Мы читали его в шестидесятые – и он размыкал для нас границы, очерченные вынужденными советскими обстоятельствами, одаривал той самой “землей и жимолостью”, к которой тянулся в воронежских стихах Мандельштам. И, наверное, наша увлеченность им объяснялась еще и колоссальными переменами, произошедшими в стране: с террором было покончено, с иллюзиями и утопиями – тоже, возвращалась возможность частной жизни, начиналось ее освоение. Поколение двадцатилетних одновременно с теми, кто годился им в дедушки и бабушки (Пастернак в последние годы жизни; здесь я вспомню и Лидию Гинзбург, ученицу прошедших мимо Пруста опоязовцев, в это время много думавшую о Прусте, а в книге “О психологической прозе” написавшую о нем; от нее-то я впервые и услышал его имя), читало и впитывало Пруста: гениальный автор опережает свое время, через головы современников обращается к будущим читателям.
Откроем же любой из томов наугад, ну вот хотя бы второй и прочтем такое: “И потом, я ее любил, а значит, не мог смотреть на нее без волнения, без желания чего-то большего – желания, которое в присутствии любимого существа отнимает у нас ощущение любви”. И подумаем с благодарностью о Цветаевой: когда мы, в те же примерно годы или немного раньше, впервые читали ее “Поэму Горы” и “Поэму Конца” – разве не определили вместе с нею любовь как “желание чего-то большего”?
А дальше я не стану сопоставлять Пруста с Цветаевой, потому что это было бы натяжкой, потому что в искусстве многих больших художников найдутся прустовские черты. Открою еще раз Пруста на случайной странице : “В том же номере газеты, где моралист, принадлежащий к “цвету Парижа”, восклицает по поводу певицы, пользующейся “минутной славой”: Кто вспомнит об этом через десять лет?, - на третьей странице в отчетах о заседании Академии надписей часто упоминается о менее важном событии, о дошедшем до нас полностью посредственном стихотворении времен фараонов…” И дальше рассказчик вспоминает, как был потрясен, когда впервые прочел в книге египтолога, “что точно известен список охотников, которых Ассурбанипал приглашал на облавы за тысячу лет до Рождества Христова”.
Вот именно. Пруст, заглянув во времена Ашшурбанипала, учит нас любить сегодняшний день. Потому-то он, как всякий большой писатель, абсолютно современен. О чем бы ни шла речь в романе, о салоне Вердюренов или дамских нарядах конца Х1Х века, всё это имеет прямое отношение к тебе, перешагнувшему в ХХ1 век, освоившему компьютер, переписывающемуся с приятелем, живущим в США, по электронной почте. Ибо человек всё тот же, независимо от того, в каком веке он живет.

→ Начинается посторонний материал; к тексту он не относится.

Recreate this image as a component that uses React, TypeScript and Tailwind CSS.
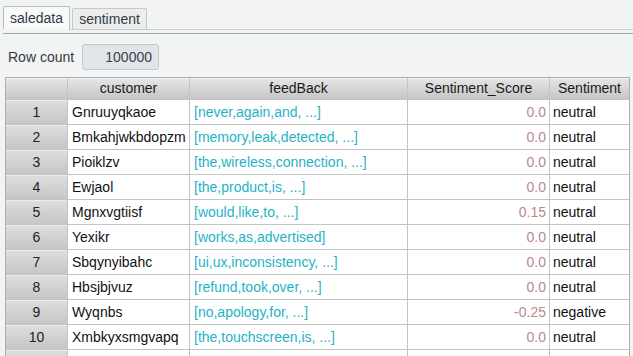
import React from "react";

const rows = [
  ["Gnruuyqkaoe", "[never,again,and, ...]", "0.0", "neutral"],
  ["Bmkahjwkbdopzm", "[memory,leak,detected, ...]", "0.0", "neutral"],
  ["Pioiklzv", "[the,wireless,connection, ...]", "0.0", "neutral"],
  ["Ewjaol", "[the,product,is, ...]", "0.0", "neutral"],
  ["Mgnxvgtiisf", "[would,like,to, ...]", "0.15", "neutral"],
  ["Yexikr", "[works,as,advertised]", "0.0", "neutral"],
  ["Sbqynyibahc", "[ui,ux,inconsistency, ...]", "0.0", "neutral"],
  ["Hbsjbjvuz", "[refund,took,over, ...]", "0.0", "neutral"],
  ["Wyqnbs", "[no,apology,for, ...]", "-0.25", "negative"],
  ["Xmbkyxsmgvapq", "[the,touchscreen,is, ...]", "0.0", "neutral"],
];

const hdr =
  "h-[21px] flex items-center justify-center bg-gradient-to-b from-[#e6e6e6] to-[#c6c6c6] shadow-[inset_0_1px_0_#f4f4f4] text-[#1a1a1a]";
const num =
  "h-[24px] flex items-center justify-center bg-gradient-to-b from-[#dedede] to-[#c6c6c6] shadow-[inset_0_1px_0_#ececec] text-[#222]";
const cell = "h-[24px] flex items-center bg-white whitespace-nowrap overflow-hidden";

export default function App() {
  return (
    <div
      className="w-[633px] h-[356px] overflow-hidden bg-[#f2f4f4] text-[14px]"
      style={{ fontFamily: '"Liberation Sans", Arial, sans-serif' }}
    >
      {/* tabs */}
      <div className="h-[29px] flex items-end pl-[3px] gap-[2px] pt-[1px]">
        <div className="h-[23px] w-[67px] border border-b-0 border-[#b7bec2] bg-[#f8f9f9] rounded-t-[2px] flex items-center justify-center text-[#333a44] text-[14px]">
          saledata
        </div>
        <div className="h-[21px] w-[75px] border border-b-0 border-[#c3c9cc] bg-[#eceeee] rounded-t-[2px] flex items-center justify-center text-[#333a44] text-[14px]">
          sentiment
        </div>
      </div>
      <div className="h-[5px] flex flex-col">
        <div className="h-px ml-[69px] bg-[#c6cccf]" />
        <div className="h-[3px]" />
        <div className="h-px ml-[3px] bg-[#9ea7ab]" />
      </div>
      {/* row count */}
      <div className="h-[43px] pt-[10px] flex items-start">
        <div className="w-[82px] pl-[8px] h-[26px] flex items-center text-[#333a44]">Row count</div>
        <div className="w-[77px] h-[26px] rounded-[3px] border border-[#c3c9ce] bg-[#e1e5e9] flex items-center justify-end pr-[6px] text-[#3a3f4a]">
          100000
        </div>
      </div>
      {/* table */}
      <div className="ml-[5px] w-[625px] border-t border-l border-r border-[#a9b0b3] bg-[#c4c4c4] grid grid-cols-[61px_121px_217px_141px_79px] gap-px">
        <div className={hdr}></div>
        <div className={hdr}>customer</div>
        <div className={hdr}>feedBack</div>
        <div className={hdr}>Sentiment_Score</div>
        <div className={hdr}>Sentiment</div>
        {rows.map((r, i) => (
          <React.Fragment key={i}>
            <div className={num}>{i + 1}</div>
            <div className={`${cell} pl-[4px] text-[#111]`}>{r[0]}</div>
            <div className={`${cell} pl-[4px] text-[#1fb2c6]`}>{r[1]}</div>
            <div className={`${cell} justify-end pr-[3px] text-[#b98a8c]`}>{r[2]}</div>
            <div className={`${cell} pl-[3px] text-[#111]`}>{r[3]}</div>
          </React.Fragment>
        ))}
        <div className={num}></div>
        <div className={cell}></div>
        <div className={cell}></div>
        <div className={cell}></div>
        <div className={cell}></div>
      </div>
    </div>
  );
}
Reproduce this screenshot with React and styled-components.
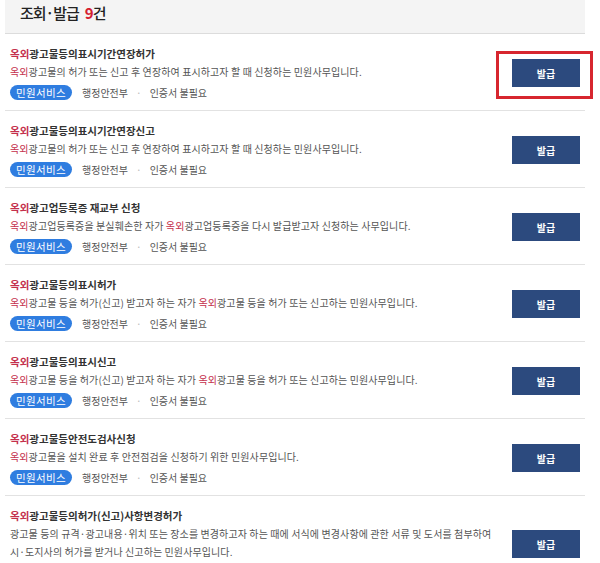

В персонажах Ботичелли, Беллини, Мантеньи, Дюрера Пруст узнавал своих знакомых. И мы узнаем своих – в Сване, Одетте, Жильберте, бабушке, Альбертине… Читавшие его в шестидесятые, мы разочаровывались в девушках, равнодушных к Прусту. В последней фразе меня смущают две вещи: местоимение “мы” и интеллектуальная нетерпимость. Множественное число местоимения готов заменить на единственное; что касается нетерпимости, – здесь уступки быть не может: речь идет не о вкусе и цвете и даже не о мировоззрении (другое мировоззрение, - почему бы нет?), речь идет, решусь прибегнуть к рискованному словосочетанию, о родственном устройстве души: без него любовь заведомо обречена, - собственно, эту драму Пруст и показал в своем романе. Можно сказать даже так: имей возможность его рассказчик выяснить отношение Альбертины к роману Пруста “В поисках утраченного времени” – и, глядишь, его жизнь сложилась бы по-другому (и какой книги мы тогда были бы лишены!).